The case in favour rests on filling two gaps, naval fighter and dispersed-operations LCA, with a single development programme, at a unit cost driven down by combined production volume, using an indigenous engine that eliminates foreign supply chain dependency. The Bas 90 style operating concept adds a doctrinal dimension that arguably increases the resilience of Turkiye's overall air defence posture in ways that additional heavy fighters cannot.
The case against is equally real. Every engineering hour and every budget lira spent on HÜRJET-X is an hour and a lira not spent on KAAN, KIZILELMA, ANKA-3, or the TF35000 engine. The Air Force's near-term combat capability depends on F-16 modernisation and the Eurofighter acquisition, both of which deliver proven capability faster and with less developmental risk than a new platform. KAAN is the strategic priority for air superiority. KIZILELMA and ANKA-3 are the priority for unmanned mass. Standard HÜRJET is the priority for pilot training. Where does HÜRJET-X fit in this queue without displacing something more urgent?
The answer may depend on timing.

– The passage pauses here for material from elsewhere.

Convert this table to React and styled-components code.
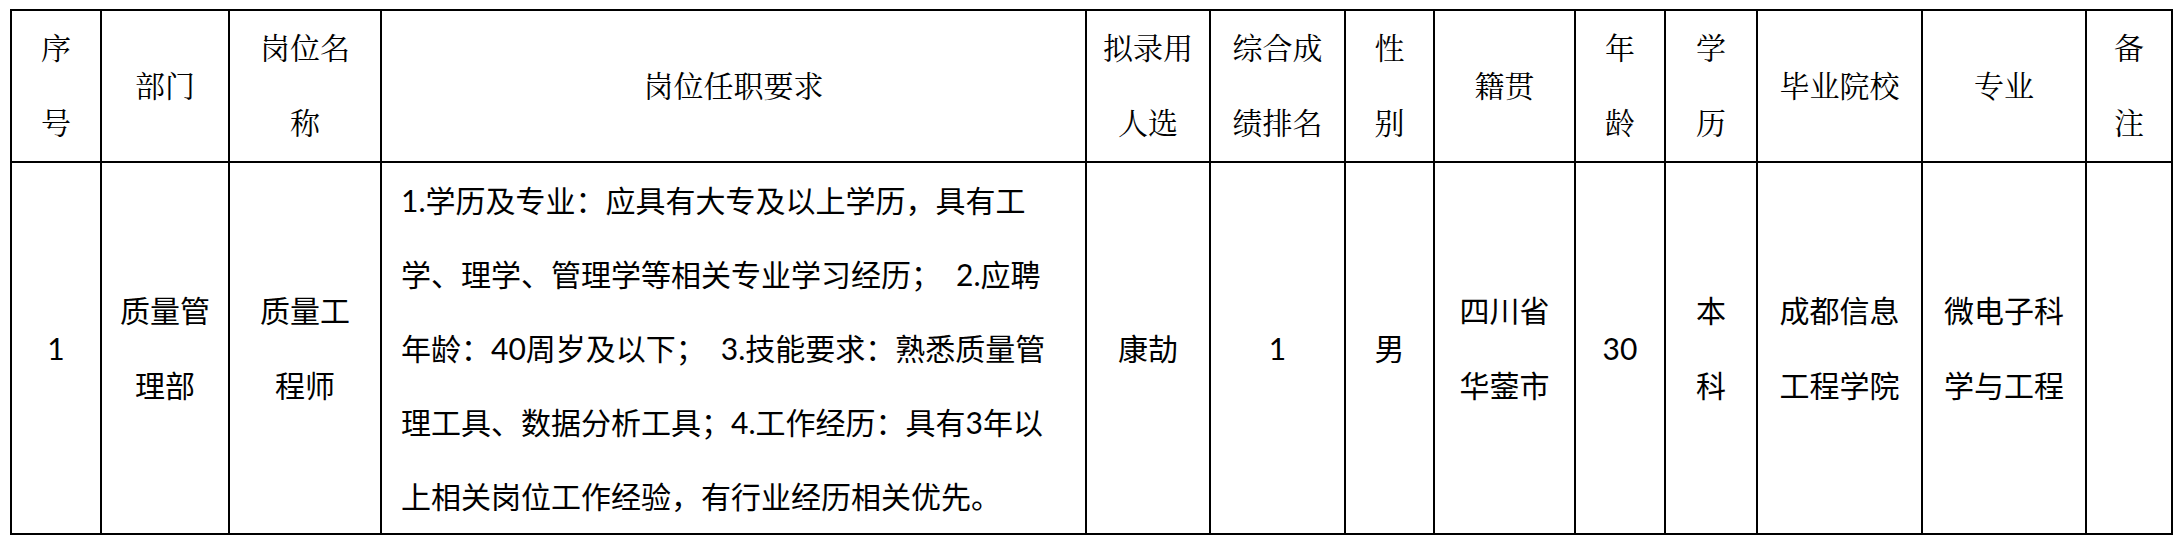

If HÜRJET-X can be developed with minimal disruption to existing programmes, by reusing HÜRJET's engineering base, KAAN's technology transfer, and TF10000 as a delivered engine rather than a new development, the incremental cost and effort may be justified by the dual capability it delivers. If it turns into a resource-intensive programme that competes with KAAN for engineering talent and budget, the trade-off becomes harder to defend.

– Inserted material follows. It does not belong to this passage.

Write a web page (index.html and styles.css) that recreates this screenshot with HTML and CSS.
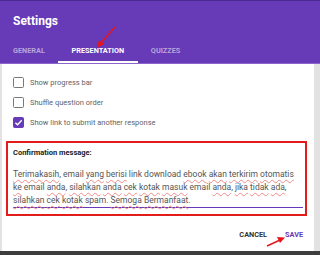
FILE: index.html
```html
<html>
   <head>
      <title>Settings</title>
      <meta charset="utf-8">
      <link rel="stylesheet" href="styles.css">
   </head>

   <body>
      <div class="dialog">
         <div class="head">
            <div class="title">Settings</div>
            <div class="tabs">
               <div class="tab">General</div>
               <div class="tab active">Presentation</div>
               <div class="tab">Quizzes</div>
            </div>
         </div>
         <div class="content">
            <div class="check"><span class="box"></span>Show progress bar</div>
            <div class="check"><span class="box"></span>Shuffle question order</div>
            <div class="check"><span class="box on"><svg viewBox="0 0 12 12" width="11" height="11"><path d="M2.6 6.2 L5 8.5 L9.5 3.6" fill="none" stroke="#fff" stroke-width="1.5"/></svg></span>Show link to submit another response</div>
            <div class="confirm">
               <div class="label">Confirmation message:</div>
               <div class="msg">
                  <span class="sp">Terimakasih</span>, email <span class="sp">yang</span> <span class="sp">berisi</span> link download <span class="sp">ebook</span> <span class="sp">akan</span> <span class="sp">terkirim</span> <span class="sp">otomatis</span><br>
                  <span class="sp">ke</span> email <span class="sp">anda</span>, <span class="sp">silahkan</span> <span class="sp">anda</span> <span class="sp">cek</span> <span class="sp">kotak</span> <span class="sp">masuk</span> email <span class="sp">anda</span>, <span class="sp">jika</span> <span class="sp">tidak</span> <span class="sp">ada</span>,<br>
                  <span class="sp">silahkan</span> <span class="sp">cek</span> <span class="sp">kotak</span> spam. <span class="sp">Semoga</span> <span class="sp">Bermanfaat</span>.
               </div>
            </div>
            <div class="actions">
               <span class="btn">Cancel</span>
               <span class="btn save">Save</span>
            </div>
         </div>
      </div>
      <div class="bar"></div>

      <svg class="arrow a1" width="30" height="30" viewBox="0 0 30 30">
         <path d="M22 2 L7 19" stroke="#e8141c" stroke-width="1.4" fill="none"/>
         <path d="M4 23 L6 15 L11 19 Z" fill="#e8141c"/>
      </svg>
      <svg class="arrow a2" width="24" height="16" viewBox="0 0 24 16">
         <path d="M2 13 L15 7" stroke="#e8141c" stroke-width="1.4" fill="none"/>
         <path d="M20 4.5 L12 4 L15 10 Z" fill="#e8141c"/>
      </svg>
   </body>
</html>
```

FILE: styles.css
```css
body {margin: 0; width: 320px; height: 255px; overflow: hidden; position: relative; background: #e2e2e2; font-family: Roboto, "Liberation Sans", sans-serif;}
.dialog {height: 251px; display: flex; flex-direction: column;}
.head {background: #673ab7; border-top: 1px solid #4a2a92; border-bottom: 1px solid #8a66cc; box-sizing: border-box; height: 64px;}
.title {color: #fff; font-weight: bold; font-size: 12px; padding: 14px 0 0 13px; height: 26px; line-height: 12px;}
.tabs {display: flex; height: 23px;}
.tab {padding: 0 13px; font-size: 7.3px; font-weight: bold; text-transform: uppercase; color: #b8a4dc; line-height: 20px; box-sizing: border-box;}
.tab.active {color: #fff; border-bottom: 2px solid #fff; height: 22px; width: 80px; text-align: center; padding: 0;}
.content {flex: 1; background: #fff; margin: 0 6px 0 2px; padding: 13px 0 0 11px; display: flex; flex-direction: column;}
.check {height: 20px; display: flex; align-items: flex-start; font-size: 7.5px; color: #5f6368; line-height: 11px;}
.box {width: 11px; height: 11px; box-sizing: border-box; border: 1.5px solid #777; border-radius: 1.5px; margin-right: 6px; flex: none; display: flex; align-items: center; justify-content: center;}
.box.on {background: #673ab7; border-color: #673ab7;}
.box.on svg {flex: none;}
.confirm {margin: 4px 0 0 -7px; width: 301px; height: 75px; box-sizing: border-box; border: 2px solid #e21b1b; padding: 5px 2px 0 5px;}
.label {font-size: 7.5px; font-weight: bold; color: #222; line-height: 10px;}
.msg {margin-top: 10px; font-size: 8.5px; color: #555; line-height: 13px; border-bottom: 1.5px solid #673ab7; white-space: nowrap;}
.sp {text-decoration: underline wavy #ef8a88; text-decoration-thickness: 1px; text-underline-offset: 1.5px;}
.actions {display: flex; justify-content: flex-end; gap: 18px; padding: 14px 11px 0 0;}
.btn {font-size: 7.3px; font-weight: bold; text-transform: uppercase; color: #333; line-height: 10px;}
.btn.save {color: #673ab7;}
.bar {height: 4px; background: #3d3d3d;}
.arrow {position: absolute;}
.a1 {left: 93px; top: 25px;}
.a2 {left: 265px; top: 233px;}
```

This is not a question this post can answer. It is a question for the planners who see the full resource picture, the full threat assessment, and the full industrial capacity. What this discussion has tried to establish is that the option exists, that the technical path is walkable, and that the potential payoff, a sovereign, dual-role, exportable fighter platform built on an existing industrial base, is substantial enough to warrant serious evaluation rather than casual dismissal.